Look through the data below. Collect every line where the word "that" occurs.

** BEGIN **

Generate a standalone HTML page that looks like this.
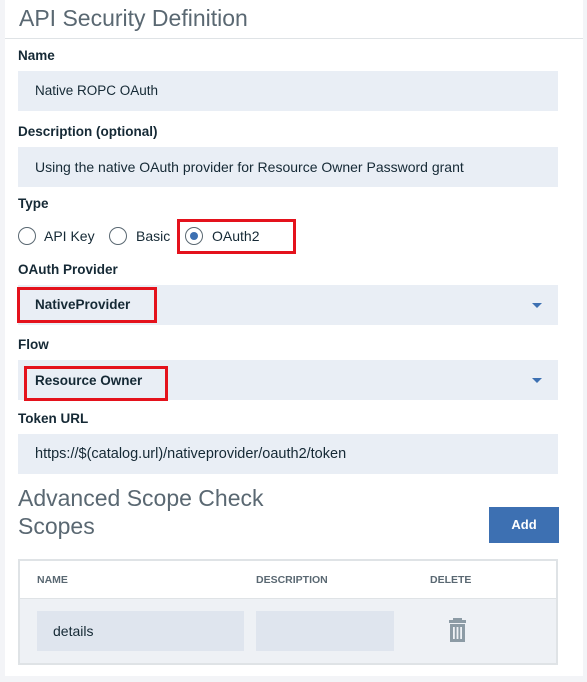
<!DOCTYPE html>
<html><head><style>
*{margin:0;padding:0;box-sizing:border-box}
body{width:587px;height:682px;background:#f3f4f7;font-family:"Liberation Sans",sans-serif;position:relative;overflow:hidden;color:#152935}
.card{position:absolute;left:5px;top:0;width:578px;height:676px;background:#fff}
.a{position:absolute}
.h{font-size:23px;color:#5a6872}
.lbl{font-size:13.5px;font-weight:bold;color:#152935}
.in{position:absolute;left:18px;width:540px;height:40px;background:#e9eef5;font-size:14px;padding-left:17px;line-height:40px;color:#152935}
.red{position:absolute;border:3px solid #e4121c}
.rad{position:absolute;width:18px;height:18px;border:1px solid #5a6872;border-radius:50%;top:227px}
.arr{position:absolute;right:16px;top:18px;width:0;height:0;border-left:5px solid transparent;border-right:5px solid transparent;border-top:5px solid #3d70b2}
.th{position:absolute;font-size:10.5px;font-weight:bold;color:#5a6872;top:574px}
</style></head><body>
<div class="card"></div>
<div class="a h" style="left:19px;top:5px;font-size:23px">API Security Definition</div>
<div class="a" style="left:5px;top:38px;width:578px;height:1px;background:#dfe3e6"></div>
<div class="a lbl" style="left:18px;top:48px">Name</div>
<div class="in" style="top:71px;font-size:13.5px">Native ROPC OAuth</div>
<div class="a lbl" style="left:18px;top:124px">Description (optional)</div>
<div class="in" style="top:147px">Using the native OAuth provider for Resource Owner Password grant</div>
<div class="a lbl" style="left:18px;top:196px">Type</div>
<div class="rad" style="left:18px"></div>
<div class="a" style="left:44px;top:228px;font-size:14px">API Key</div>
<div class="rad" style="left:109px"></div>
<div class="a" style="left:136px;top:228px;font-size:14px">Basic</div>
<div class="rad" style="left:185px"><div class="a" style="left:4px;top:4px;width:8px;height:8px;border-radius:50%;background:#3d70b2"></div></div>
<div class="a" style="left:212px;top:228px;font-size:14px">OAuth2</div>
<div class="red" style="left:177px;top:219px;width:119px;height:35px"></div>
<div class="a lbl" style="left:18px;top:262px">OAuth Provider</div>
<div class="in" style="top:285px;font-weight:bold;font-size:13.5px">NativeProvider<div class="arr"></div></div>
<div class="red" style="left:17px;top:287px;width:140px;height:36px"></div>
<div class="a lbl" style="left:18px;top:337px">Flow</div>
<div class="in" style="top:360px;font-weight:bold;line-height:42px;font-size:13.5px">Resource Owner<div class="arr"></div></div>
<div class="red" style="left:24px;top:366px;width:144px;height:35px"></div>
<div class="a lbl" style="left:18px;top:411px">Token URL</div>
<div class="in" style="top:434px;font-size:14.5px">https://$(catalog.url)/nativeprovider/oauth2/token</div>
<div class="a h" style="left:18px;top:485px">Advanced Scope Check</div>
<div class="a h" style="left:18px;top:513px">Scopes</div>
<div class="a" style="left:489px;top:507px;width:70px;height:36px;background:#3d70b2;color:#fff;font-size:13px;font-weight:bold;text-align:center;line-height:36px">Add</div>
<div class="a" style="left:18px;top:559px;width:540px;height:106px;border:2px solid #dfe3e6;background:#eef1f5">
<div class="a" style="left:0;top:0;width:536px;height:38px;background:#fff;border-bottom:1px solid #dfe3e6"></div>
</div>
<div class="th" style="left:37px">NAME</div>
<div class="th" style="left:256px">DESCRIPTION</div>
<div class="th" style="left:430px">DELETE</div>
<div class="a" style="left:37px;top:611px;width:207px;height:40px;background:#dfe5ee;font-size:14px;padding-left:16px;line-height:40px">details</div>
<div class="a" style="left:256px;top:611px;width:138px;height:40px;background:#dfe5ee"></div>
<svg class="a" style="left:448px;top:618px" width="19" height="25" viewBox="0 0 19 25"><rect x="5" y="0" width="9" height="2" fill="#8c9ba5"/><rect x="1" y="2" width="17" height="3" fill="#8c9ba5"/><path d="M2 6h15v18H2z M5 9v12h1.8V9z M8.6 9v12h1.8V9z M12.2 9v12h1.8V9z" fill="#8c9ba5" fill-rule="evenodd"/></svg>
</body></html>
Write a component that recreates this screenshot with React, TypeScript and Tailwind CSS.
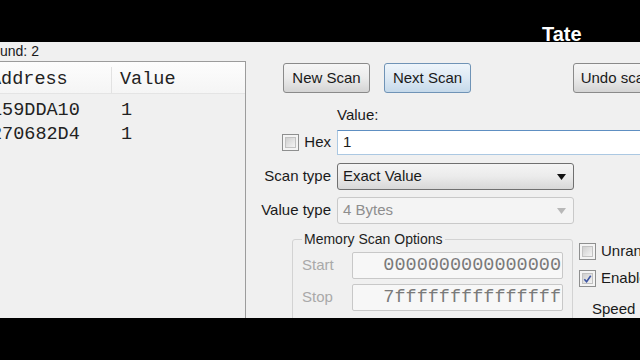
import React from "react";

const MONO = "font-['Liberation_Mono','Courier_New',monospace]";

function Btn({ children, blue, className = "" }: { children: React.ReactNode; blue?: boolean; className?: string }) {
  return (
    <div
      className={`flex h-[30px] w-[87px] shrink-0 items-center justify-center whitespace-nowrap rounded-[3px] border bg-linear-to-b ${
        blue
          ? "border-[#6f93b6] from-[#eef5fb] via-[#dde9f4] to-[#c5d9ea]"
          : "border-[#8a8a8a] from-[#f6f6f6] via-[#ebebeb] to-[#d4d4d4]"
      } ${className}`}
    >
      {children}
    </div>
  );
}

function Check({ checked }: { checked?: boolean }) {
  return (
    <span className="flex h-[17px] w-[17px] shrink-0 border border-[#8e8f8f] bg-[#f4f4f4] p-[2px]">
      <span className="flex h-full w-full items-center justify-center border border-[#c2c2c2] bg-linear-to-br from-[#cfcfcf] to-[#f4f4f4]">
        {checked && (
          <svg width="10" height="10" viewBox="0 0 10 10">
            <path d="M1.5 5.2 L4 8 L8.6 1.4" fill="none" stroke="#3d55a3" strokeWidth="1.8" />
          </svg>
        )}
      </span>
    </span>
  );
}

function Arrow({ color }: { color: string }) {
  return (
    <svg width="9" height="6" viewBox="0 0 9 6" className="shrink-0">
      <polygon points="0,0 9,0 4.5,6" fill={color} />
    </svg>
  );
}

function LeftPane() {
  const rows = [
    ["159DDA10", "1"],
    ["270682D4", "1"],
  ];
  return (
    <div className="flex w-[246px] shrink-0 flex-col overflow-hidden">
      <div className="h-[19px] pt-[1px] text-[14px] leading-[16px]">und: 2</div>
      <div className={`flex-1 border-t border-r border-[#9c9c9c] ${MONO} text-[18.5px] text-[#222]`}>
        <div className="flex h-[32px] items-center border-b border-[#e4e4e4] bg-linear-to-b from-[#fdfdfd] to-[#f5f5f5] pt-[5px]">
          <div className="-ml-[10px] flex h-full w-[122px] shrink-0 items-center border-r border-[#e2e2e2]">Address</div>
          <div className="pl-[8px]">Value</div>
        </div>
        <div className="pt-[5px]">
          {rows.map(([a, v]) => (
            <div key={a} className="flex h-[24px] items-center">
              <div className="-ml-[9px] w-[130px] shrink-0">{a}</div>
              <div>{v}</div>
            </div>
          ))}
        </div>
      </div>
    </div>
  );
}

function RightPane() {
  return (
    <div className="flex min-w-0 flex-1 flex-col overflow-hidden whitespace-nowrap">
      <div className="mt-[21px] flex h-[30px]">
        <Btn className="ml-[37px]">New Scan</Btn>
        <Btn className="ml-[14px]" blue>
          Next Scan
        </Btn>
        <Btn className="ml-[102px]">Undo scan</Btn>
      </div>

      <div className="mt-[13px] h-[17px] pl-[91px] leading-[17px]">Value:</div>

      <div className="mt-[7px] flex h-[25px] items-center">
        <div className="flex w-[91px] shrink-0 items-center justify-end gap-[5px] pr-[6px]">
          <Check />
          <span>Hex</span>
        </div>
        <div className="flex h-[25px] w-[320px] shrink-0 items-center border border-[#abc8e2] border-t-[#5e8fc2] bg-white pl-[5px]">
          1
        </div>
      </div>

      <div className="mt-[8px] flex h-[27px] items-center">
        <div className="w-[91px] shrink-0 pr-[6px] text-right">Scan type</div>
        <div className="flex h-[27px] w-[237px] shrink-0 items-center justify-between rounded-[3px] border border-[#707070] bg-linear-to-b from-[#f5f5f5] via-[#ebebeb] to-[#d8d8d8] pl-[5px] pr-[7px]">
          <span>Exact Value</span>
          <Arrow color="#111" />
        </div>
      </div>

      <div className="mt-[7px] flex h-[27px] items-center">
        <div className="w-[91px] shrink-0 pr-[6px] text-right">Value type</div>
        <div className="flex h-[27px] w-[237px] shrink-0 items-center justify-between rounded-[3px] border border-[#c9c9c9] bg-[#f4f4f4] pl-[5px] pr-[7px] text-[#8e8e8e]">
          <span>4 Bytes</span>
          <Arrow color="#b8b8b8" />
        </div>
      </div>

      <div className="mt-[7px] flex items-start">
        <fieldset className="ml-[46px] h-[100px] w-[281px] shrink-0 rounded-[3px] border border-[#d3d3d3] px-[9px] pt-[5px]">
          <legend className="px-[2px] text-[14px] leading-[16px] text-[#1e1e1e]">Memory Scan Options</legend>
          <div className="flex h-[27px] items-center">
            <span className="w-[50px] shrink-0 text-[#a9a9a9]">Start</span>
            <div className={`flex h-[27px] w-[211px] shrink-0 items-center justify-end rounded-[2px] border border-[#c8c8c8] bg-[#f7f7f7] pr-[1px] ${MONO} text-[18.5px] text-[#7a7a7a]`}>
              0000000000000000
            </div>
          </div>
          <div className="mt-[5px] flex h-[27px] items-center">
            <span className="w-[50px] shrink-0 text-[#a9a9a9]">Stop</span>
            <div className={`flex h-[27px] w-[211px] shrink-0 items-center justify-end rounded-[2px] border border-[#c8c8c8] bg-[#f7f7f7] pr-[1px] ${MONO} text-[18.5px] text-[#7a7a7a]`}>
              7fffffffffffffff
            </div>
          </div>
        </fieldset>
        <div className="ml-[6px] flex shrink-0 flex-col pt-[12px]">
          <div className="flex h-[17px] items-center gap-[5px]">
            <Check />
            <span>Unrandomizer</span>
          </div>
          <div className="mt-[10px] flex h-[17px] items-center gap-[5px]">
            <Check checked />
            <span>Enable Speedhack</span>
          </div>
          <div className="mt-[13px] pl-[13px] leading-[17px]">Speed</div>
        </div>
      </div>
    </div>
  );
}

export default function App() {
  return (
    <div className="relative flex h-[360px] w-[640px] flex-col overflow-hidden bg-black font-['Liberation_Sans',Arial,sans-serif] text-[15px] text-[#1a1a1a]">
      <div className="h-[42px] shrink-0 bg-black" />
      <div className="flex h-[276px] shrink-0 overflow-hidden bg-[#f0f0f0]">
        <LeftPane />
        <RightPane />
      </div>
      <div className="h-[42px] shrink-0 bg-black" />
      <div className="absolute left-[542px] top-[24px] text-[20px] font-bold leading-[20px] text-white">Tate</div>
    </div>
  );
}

** END **

→ Response
Generate a standalone HTML page that looks like this.
Write a component that recreates this screenshot with React, TypeScript and Tailwind CSS.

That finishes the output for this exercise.